Volume 47, Issue 12 - December 2012
Leaves Glass Shops Scrambling to Respond to Customers
“Havoc” might be even too weak a word when considering the hurricane’s impact on the East Coast; the late October storm left behind emergency declarations in 11 states and the District of Columbia; major disasters in Connecticut, New York, New Jersey, and Rhode Island; and millions of power outages and evacuations.
Reports came in from concerned readers noting that E.C. Contracting Inc. in Freeport, N.Y., had lost its whole shop: four trucks, offices and warehouse. However, company representative Angela Gentile told USGlass on November 7, “We are now up and running.”
With all employees safe and accounted for, the glazing contractor now is juggling customer demands with the job of rebuilding a workspace severely damaged by the storm.
“We are ripping down the walls and we’re going to be rebuilding them,” Gentile says of the flood damage throughout the company’s office space.
Companies in the New York and New Jersey areas not directly damaged by the storm are still feeling the impact.
ATM Mirror & Glass provides glazing services in the metro New York City area, but was spared major damage to its shops and among its employees, according to Selesky. However, she notes, “There have been challenges.” She explains, “I have literally a pile of projects that are ready for installation, that can’t be installed: many residents have had sustained damage to their homes, many are just getting power back up (or are without power still) and are staying elsewhere; having a shower door installed is the last thing on their priority list. ” Selesky says.

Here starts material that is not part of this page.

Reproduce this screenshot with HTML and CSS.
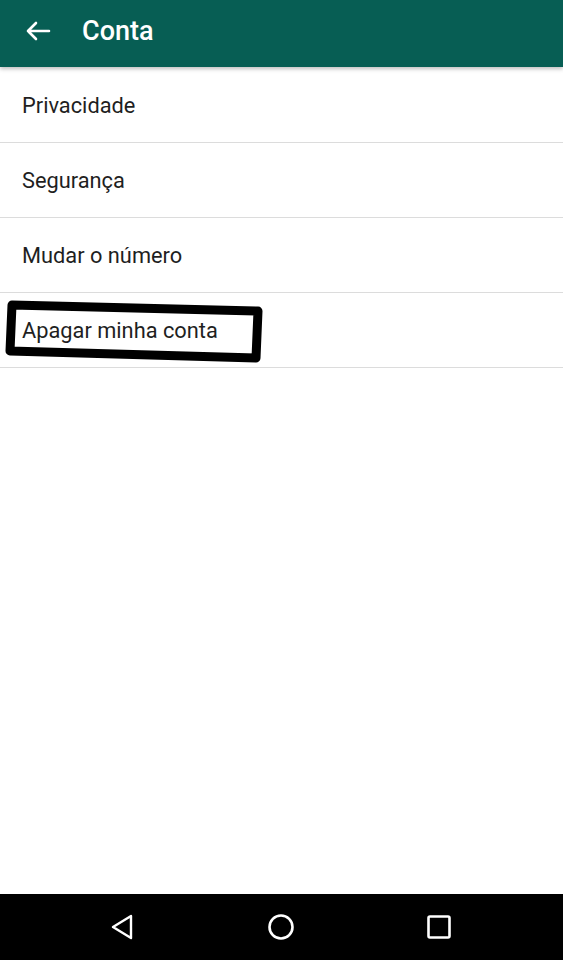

In the days immediately following the storm, securing gas and diesel was among the most severe problems. “With Jersey refineries being off-line, combined with the large volume of people relying on generators to power their homes, gas is quickly becoming scarce in New York,” Selesky explains. Shortly after the storm, the company’s fleet trucks encountered limited gas availability, gas purchase limitations and long lines at the pumps. On top of that, the Associated Press reported as of November 5 that price gouging for gas and other essentials is being investigated in New York as more than 300 cases had been reported as of that date.
Jeff Haber, a managing partner of the glazing contractor W&W Glass LLC in Nanuet, N.Y., is, like those at ATM, asking for patience and understanding from customers in the region.
“Our message to our customers is bear with us as we are doing everything possible to get both material and manpower to the jobsites and get back to work,” he adds.
Fabricators in the region are waiting for the long-term impact of the storm damage.
J. Sussman Inc. in Jamaica, N.Y., remained open in the days following the hurricane, “due in part to our solar panels,” says David Sussman. The fabricator had not yet received calls requesting work due to the hurricane. “It [was] actually quiet the [next] week,” Sussman says. “I do, however, expect to get some calls to replace windows for churches that might have been damaged.”
Chris McGrory, vice president of McGrory Glass in Paulsboro, N.J., says his company was extremely fortunate.
“I was pretty nervous about my house at the Jersey Shore but more importantly the 2,700 solar panels that were sitting on the roof of our building this past summer. Although the eye of the storm essentially passed over both my shore home and our building, we were much more fortunate than the good people of North Jersey and New York.”
He adds that many of his company’s prime customers in the
New York area were affected greatly. “The lucky ones were down for only
a week while others are still trying to get up and running.”